Cantini enrolled instead in Manhattan College before transferring to Carnegie Mellon — then called the Carnegie Institute of Technology — after one year. In addition to studying art, he also played football on a scholarship, which Marinaro said surprised Pittsburgh sports journalists at the time.
“The journalists are surprised that someone with such athletic prowess can also be so artistic,” Marinaro said. “In Italy, we never would have questioned the masculinity or the athleticism of a fine artist.”
According to Marinaro, Cantini’s Italian background is also visible in his approach to art-making. In particular, she said Europe has a deep tradition of public art which spilled into his career even as an adult in America.
“Cantini, growing up in Italy, lived among public art as most Europeans do,” Marinaro said. “He always had the desire to create art that would be in public spaces, because he believed very strongly that art was not meant only for the museum.”
But Cantini’s work also drew from Pittsburgh’s industrial landscape. According to Marinaro, he used COR-TEN steel, produced by the Pittsburgh-based U.S. Steel Corporation, in his sculptures, and thought deeply about the connection between art and technology.
“You can see where he has fliers from different businesses talking about new materials,” Marinaro said. “He was looking at things we would have seen during the Renaissance… But then he’s also looking at COR-TEN steel, he’s looking at aluminum, he’s looking at newer materials and trying to figure out how he can apply those.”
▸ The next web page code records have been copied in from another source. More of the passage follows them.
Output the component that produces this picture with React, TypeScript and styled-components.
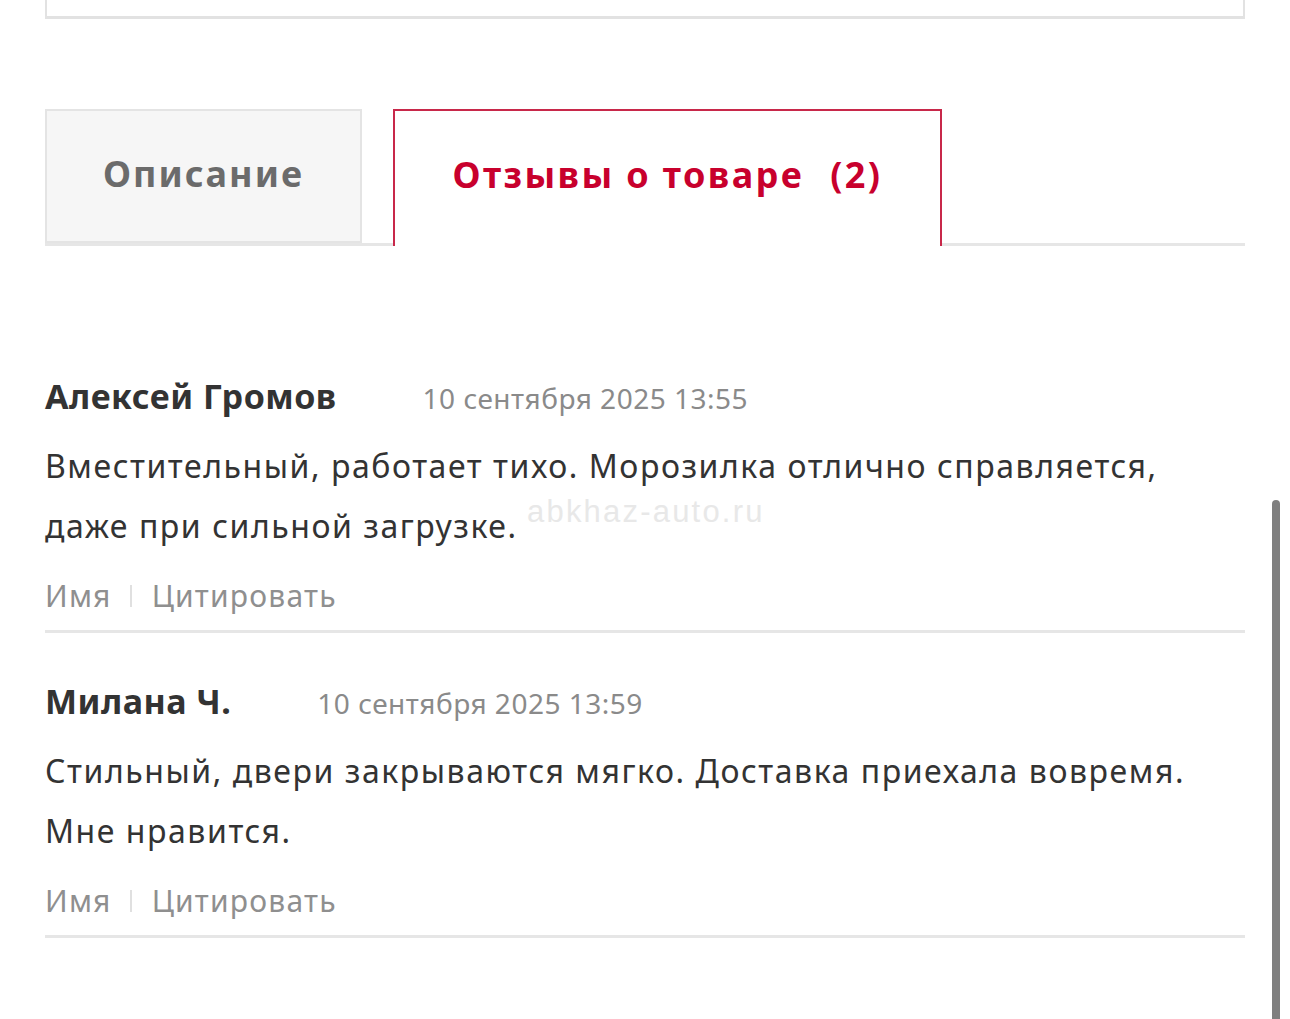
import React from "react";
import styled, { createGlobalStyle } from "styled-components";

const Global = createGlobalStyle`
  html, body { margin: 0; padding: 0; background: #fff; }
  body { font-family: "Noto Sans", "Open Sans", sans-serif; color: #333; overflow: hidden; }
`;

const Page = styled.div`
  width: 1290px;
  height: 1019px;
  position: relative;
  padding: 0 45px;
  box-sizing: border-box;
`;

const TopBox = styled.div`
  height: 16px;
  border: 2px solid #e2e2e2;
  border-top: none;
  border-bottom-width: 3px;
`;

const Tabs = styled.div`
  margin-top: 90px;
  display: flex;
  gap: 31px;
  height: 137px;
  border-bottom: 3px solid #e6e6e6;
  box-sizing: border-box;
`;

const Tab = styled.div<{ $active?: boolean }>`
  width: ${(p) => (p.$active ? 549 : 317)}px;
  box-sizing: border-box;
  display: flex;
  align-items: center;
  justify-content: center;
  font-weight: 700;
  font-size: 36px;
  letter-spacing: ${(p) => (p.$active ? "2.4px" : "2px")};
  white-space: pre;
  height: ${(p) => (p.$active ? "137px" : "134px")};
  background: ${(p) => (p.$active ? "#fff" : "#f6f6f6")};
  color: ${(p) => (p.$active ? "#c8002d" : "#6b6b6b")};
  border: 2px solid ${(p) => (p.$active ? "#c8284a" : "#e4e4e4")};
  border-bottom: ${(p) => (p.$active ? "none" : "2px solid #e4e4e4")};
  padding-bottom: ${(p) => (p.$active ? "9px" : "6px")};
`;

const Count = styled.span`
  margin-left: 26px;
`;

const Reviews = styled.div`
  margin-top: 130px;
`;

const Review = styled.div`
  border-bottom: 3px solid #e6e6e6;
  padding-bottom: 14px;
  margin-bottom: 48px;
`;

const Head = styled.div`
  display: flex;
  align-items: baseline;
  gap: 86px;
`;

const Name = styled.span`
  font-weight: 700;
  font-size: 34px;
  line-height: 40px;
  letter-spacing: 0.5px;
  color: #333;
`;

const DateText = styled.span`
  font-size: 28px;
  letter-spacing: 0.5px;
  color: #8a8a8a;
`;

const Body = styled.p`
  margin: 19px 0 0;
  font-size: 32px;
  line-height: 60px;
  letter-spacing: 1.55px;
  color: #333;
`;

const Actions = styled.div`
  margin-top: 19px;
  display: flex;
  align-items: center;
  font-size: 30px;
  letter-spacing: 1.2px;
  color: #8f8f8f;
`;

const Sep = styled.span`
  width: 2px;
  height: 22px;
  background: #e0e0e0;
  margin: 0 20px 0 18px;
`;

const Watermark = styled.div`
  position: absolute;
  left: 527px;
  top: 494px;
  font-family: "Liberation Sans", Arial, sans-serif;
  font-size: 31px;
  letter-spacing: 2.2px;
  color: #e8e8e8;
  pointer-events: none;
`;

const Scrollbar = styled.div`
  position: absolute;
  left: 1272px;
  top: 500px;
  width: 8px;
  height: 540px;
  border-radius: 4px;
  background: #7f7f7f;
`;

const data = [
  {
    name: "Алексей Громов",
    date: "10 сентября 2025 13:55",
    text: "Вместительный, работает тихо. Морозилка отлично справляется, даже при сильной загрузке.",
  },
  {
    name: "Милана Ч.",
    date: "10 сентября 2025 13:59",
    text: "Стильный, двери закрываются мягко. Доставка приехала вовремя. Мне нравится.",
  },
];

export default function App() {
  return (
    <Page>
      <Global />
      <TopBox />
      <Tabs>
        <Tab>Описание</Tab>
        <Tab $active>
          Отзывы о товаре<Count>(2)</Count>
        </Tab>
      </Tabs>
      <Reviews>
        {data.map((r) => (
          <Review key={r.name}>
            <Head>
              <Name>{r.name}</Name>
              <DateText>{r.date}</DateText>
            </Head>
            <Body>{r.text}</Body>
            <Actions>
              <span>Имя</span>
              <Sep />
              <span>Цитировать</span>
            </Actions>
          </Review>
        ))}
      </Reviews>
      <Watermark>abkhaz-auto.ru</Watermark>
      <Scrollbar />
    </Page>
  );
}
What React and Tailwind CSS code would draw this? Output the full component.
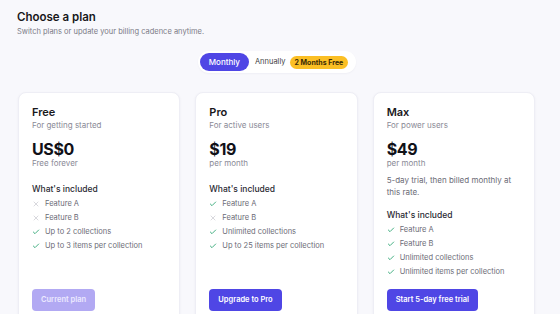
import { Check, X } from 'lucide-react';

const plans = [
  {
    name: 'Free',
    tagline: 'For getting started',
    price: 'US$0',
    period: 'Free forever',
    features: [
      { label: 'Feature A', on: false },
      { label: 'Feature B', on: false },
      { label: 'Up to 2 collections', on: true },
      { label: 'Up to 3 items per collection', on: true },
    ],
    cta: 'Current plan',
    disabled: true,
  },
  {
    name: 'Pro',
    tagline: 'For active users',
    price: '$19',
    period: 'per month',
    features: [
      { label: 'Feature A', on: true },
      { label: 'Feature B', on: false },
      { label: 'Unlimited collections', on: true },
      { label: 'Up to 25 items per collection', on: true },
    ],
    cta: 'Upgrade to Pro',
  },
  {
    name: 'Max',
    tagline: 'For power users',
    price: '$49',
    period: 'per month',
    note: '5-day trial, then billed monthly at this rate.',
    features: [
      { label: 'Feature A', on: true },
      { label: 'Feature B', on: true },
      { label: 'Unlimited collections', on: true },
      { label: 'Unlimited items per collection', on: true },
    ],
    cta: 'Start 5-day free trial',
  },
];

function PlanCard({ plan }) {
  return (
    <div className="flex flex-col rounded-lg border border-[#eeeef5] bg-white px-[13px] pt-[12px] pb-[14px] shadow-[0_1px_3px_rgba(30,30,80,0.05)]">
      <h3 className="text-[11px] leading-[14px] font-semibold text-[#18181b]">{plan.name}</h3>
      <p className="mt-[1px] text-[8px] leading-[11px] text-[#8a8a96]">{plan.tagline}</p>
      <div className="mt-[9px] text-[16px] leading-[18px] font-bold tracking-tight text-[#111118]">{plan.price}</div>
      <p className="text-[8px] leading-[11px] text-[#8a8a96]">{plan.period}</p>
      {plan.note && (
        <p className="mt-[5px] text-[8px] leading-[12px] text-[#6b6b76]">{plan.note}</p>
      )}
      <h4
        className={
          plan.note
            ? 'mt-[12px] text-[8.5px] leading-[11px] font-medium text-[#2a2a33]'
            : 'mt-[15px] text-[8.5px] leading-[11px] font-medium text-[#2a2a33]'
        }
      >
        What's included
      </h4>
      <ul className="mt-[2px] flex flex-col">
        {plan.features.map((f) => (
          <li key={f.label} className="flex h-[14px] items-center gap-[5px] text-[7.5px] text-[#6b6b76]">
            {f.on ? (
              <Check className="h-[8px] w-[8px] shrink-0 text-[#22a06b]" strokeWidth={2.5} />
            ) : (
              <X className="h-[8px] w-[8px] shrink-0 text-[#c4c4cc]" strokeWidth={2} />
            )}
            <span>{f.label}</span>
          </li>
        ))}
      </ul>
      <div className="mt-auto flex pt-[10px]">
        <button
          className={
            plan.disabled
              ? 'h-[22px] rounded-[4px] bg-[#b2a9f3] px-[9px] text-[7.5px] font-semibold text-[#ece9ff]'
              : 'h-[22px] rounded-[4px] bg-[#4f46e5] px-[9px] text-[7.5px] font-semibold text-white'
          }
        >
          {plan.cta}
        </button>
      </div>
    </div>
  );
}

export default function App() {
  return (
    <div className="min-h-screen bg-[#f8f8fc] font-['Inter',sans-serif]">
      <div className="px-[17px] pt-[10px]">
        <h1 className="text-[11.5px] leading-[14px] font-semibold text-[#18181b]">Choose a plan</h1>
        <p className="mt-[3px] text-[7.5px] leading-[10px] text-[#7a7a86]">
          Switch plans or update your billing cadence anytime.
        </p>
      </div>
      <div className="mt-[14px] flex justify-center pr-[6px]">
        <div className="flex items-center rounded-full bg-white p-[2px] pr-[8px] shadow-[0_1px_2px_rgba(30,30,80,0.04)]">
          <button className="h-[18px] rounded-full bg-[#4f46e5] px-[9px] text-[8px] font-medium text-white">
            Monthly
          </button>
          <span className="ml-[6px] text-[7.5px] text-[#3f3f46]">Annually</span>
          <span className="ml-[4px] rounded-full bg-[#fbbf24] px-[5px] py-[2px] text-[7px] leading-[9px] font-bold text-[#3a2a06]">
            2 Months Free
          </span>
        </div>
      </div>
      <div className="mt-[19px] ml-[18px] grid w-[517px] grid-cols-3 gap-[15px]">
        {plans.map((p) => (
          <PlanCard key={p.name} plan={p} />
        ))}
      </div>
    </div>
  );
}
Despite Cantini’s efforts to create lasting works of art, one of his public sculptures has come under threat in recent years. According to Reilly, the construction of a new public park in 2018 would have destroyed his mosaic in the pedestrian tunnel under Bigelow Boulevard Downtown.
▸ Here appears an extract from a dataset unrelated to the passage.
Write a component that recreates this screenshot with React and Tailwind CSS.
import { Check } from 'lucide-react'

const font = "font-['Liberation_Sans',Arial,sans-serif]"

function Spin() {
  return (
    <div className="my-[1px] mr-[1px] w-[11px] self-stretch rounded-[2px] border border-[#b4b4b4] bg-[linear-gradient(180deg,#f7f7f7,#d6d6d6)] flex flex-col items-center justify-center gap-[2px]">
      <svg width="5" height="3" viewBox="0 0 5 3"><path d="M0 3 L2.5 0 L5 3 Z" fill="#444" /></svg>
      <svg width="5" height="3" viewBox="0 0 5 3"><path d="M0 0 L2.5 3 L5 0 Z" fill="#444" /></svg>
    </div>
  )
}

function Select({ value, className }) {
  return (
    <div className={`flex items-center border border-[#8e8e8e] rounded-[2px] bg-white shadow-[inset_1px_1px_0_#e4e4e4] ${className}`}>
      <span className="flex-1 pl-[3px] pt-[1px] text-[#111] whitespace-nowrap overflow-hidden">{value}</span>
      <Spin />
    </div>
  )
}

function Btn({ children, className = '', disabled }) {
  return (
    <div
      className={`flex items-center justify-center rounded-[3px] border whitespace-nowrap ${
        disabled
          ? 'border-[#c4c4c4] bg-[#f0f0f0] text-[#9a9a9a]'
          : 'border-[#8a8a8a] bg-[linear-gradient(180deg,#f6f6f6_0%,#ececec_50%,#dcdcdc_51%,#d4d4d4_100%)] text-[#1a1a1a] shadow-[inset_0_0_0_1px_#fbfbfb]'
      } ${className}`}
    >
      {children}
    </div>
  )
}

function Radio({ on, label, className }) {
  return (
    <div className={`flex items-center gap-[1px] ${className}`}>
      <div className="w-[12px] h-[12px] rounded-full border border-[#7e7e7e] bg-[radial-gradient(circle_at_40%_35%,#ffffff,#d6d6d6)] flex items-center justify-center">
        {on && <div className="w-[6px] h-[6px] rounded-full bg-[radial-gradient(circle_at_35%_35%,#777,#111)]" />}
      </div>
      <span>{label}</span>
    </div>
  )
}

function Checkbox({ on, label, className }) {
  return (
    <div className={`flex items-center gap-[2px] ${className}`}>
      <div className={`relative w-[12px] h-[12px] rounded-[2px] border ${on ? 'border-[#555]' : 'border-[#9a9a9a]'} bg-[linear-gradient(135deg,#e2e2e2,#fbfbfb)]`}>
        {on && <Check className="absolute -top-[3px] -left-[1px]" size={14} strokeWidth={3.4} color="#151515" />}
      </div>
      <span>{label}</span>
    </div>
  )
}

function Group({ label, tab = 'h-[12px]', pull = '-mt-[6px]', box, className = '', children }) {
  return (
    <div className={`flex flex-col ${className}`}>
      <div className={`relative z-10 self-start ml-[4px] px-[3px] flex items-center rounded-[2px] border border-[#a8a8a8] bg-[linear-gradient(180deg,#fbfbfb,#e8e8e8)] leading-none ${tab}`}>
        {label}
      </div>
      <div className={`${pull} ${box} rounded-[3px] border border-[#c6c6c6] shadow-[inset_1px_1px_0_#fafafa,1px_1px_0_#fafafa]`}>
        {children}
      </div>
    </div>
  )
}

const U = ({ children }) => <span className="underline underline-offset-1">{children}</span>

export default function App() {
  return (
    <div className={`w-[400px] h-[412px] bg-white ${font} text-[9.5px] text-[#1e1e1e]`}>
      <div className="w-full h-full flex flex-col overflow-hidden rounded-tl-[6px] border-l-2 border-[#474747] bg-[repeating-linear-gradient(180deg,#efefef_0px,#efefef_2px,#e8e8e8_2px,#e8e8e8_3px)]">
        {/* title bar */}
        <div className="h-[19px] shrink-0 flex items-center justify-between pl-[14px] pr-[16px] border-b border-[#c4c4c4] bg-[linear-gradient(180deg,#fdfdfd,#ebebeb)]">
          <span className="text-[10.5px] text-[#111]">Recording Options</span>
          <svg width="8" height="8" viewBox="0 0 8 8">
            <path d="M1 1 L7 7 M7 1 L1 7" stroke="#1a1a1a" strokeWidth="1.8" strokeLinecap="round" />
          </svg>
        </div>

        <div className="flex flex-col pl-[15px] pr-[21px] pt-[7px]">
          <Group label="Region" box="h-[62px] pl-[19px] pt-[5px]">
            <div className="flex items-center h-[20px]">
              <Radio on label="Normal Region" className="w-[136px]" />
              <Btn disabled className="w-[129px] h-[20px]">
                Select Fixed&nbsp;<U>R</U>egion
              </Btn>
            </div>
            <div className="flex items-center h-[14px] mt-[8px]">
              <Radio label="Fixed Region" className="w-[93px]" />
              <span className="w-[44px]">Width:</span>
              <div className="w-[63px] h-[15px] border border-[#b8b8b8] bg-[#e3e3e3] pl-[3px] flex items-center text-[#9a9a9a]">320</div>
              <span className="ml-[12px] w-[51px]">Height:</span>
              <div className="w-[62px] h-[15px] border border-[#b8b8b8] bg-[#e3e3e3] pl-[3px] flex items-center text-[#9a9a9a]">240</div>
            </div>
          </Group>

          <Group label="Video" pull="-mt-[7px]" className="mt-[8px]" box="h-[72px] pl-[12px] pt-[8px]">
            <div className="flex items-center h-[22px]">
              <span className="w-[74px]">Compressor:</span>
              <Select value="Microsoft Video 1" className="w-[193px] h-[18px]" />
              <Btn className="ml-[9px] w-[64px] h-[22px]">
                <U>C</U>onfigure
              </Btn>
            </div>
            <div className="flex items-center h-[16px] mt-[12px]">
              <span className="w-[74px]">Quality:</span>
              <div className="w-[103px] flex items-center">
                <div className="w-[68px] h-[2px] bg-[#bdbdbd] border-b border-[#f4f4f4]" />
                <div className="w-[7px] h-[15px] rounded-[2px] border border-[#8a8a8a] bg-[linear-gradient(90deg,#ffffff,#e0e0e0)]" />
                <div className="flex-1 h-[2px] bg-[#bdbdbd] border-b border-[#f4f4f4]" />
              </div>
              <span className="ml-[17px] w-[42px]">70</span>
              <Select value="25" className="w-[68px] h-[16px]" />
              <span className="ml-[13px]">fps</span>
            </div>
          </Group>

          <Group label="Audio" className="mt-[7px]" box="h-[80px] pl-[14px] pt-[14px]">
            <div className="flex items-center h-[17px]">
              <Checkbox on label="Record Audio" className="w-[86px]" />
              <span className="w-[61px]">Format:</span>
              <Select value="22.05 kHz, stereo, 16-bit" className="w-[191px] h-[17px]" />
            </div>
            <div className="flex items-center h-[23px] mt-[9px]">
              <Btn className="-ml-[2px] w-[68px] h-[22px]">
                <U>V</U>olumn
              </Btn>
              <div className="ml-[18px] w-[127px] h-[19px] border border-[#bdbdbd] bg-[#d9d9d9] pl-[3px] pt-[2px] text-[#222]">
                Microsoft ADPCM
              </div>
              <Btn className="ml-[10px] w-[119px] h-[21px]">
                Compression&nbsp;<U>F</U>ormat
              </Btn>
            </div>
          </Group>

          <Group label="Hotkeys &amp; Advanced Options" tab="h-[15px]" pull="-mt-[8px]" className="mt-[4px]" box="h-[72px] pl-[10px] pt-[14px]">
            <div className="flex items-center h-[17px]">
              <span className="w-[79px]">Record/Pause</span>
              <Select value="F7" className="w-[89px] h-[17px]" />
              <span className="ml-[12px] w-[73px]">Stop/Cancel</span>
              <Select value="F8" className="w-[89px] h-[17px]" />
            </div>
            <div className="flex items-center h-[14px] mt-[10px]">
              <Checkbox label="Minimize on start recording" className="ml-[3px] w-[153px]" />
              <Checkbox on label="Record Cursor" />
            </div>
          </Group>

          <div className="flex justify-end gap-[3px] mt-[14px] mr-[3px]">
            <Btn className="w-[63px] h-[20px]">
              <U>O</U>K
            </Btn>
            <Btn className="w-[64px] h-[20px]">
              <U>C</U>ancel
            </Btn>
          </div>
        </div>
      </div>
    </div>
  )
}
Reilly, who currently leads an initiative to save the sculpture, said the City originally planned to reinstall just three of its 28 original panels. But thanks to her and her colleagues’ efforts, she said “the City of Pittsburgh is under contract to reinstall the entire mosaic in a new location.”
“[The new plan] is a far cry from the initial plan to save only a few of the panels,” Reilly said. “It’s really a testament to [the fact that] this work already contained power and energy, and kind of spoke for itself, but it was overlooked in the process of development.”
Although pedestrians in Pittsburgh may see public art like the mosaic tunnel every day without even knowing who Cantini was, the artist’s “everyday” work also expanded to more domestic, familial items. Seguin showed images of furniture in his apartment that his grandfather made, as well as ceramics, jewelry and metal sculptures on the Cantini family’s secluded property in Somerset County.
Marinaro said Cantini was adept with a wide range of media not always represented in his public art. According to her, his flexibility stands as another example of the influence of Italian traditions in his art, and his importance in Pittsburgh’s Italian American community.
“For us as Italian Americans, we really recognize that connection to Italy and I don’t know if people from outside the community can necessarily see that influence,” Marinaro said. “But as you get to know him, as you get to know his background, as you look at his work, it becomes clear that a lot of these ideas and traditions are coming from Italy.”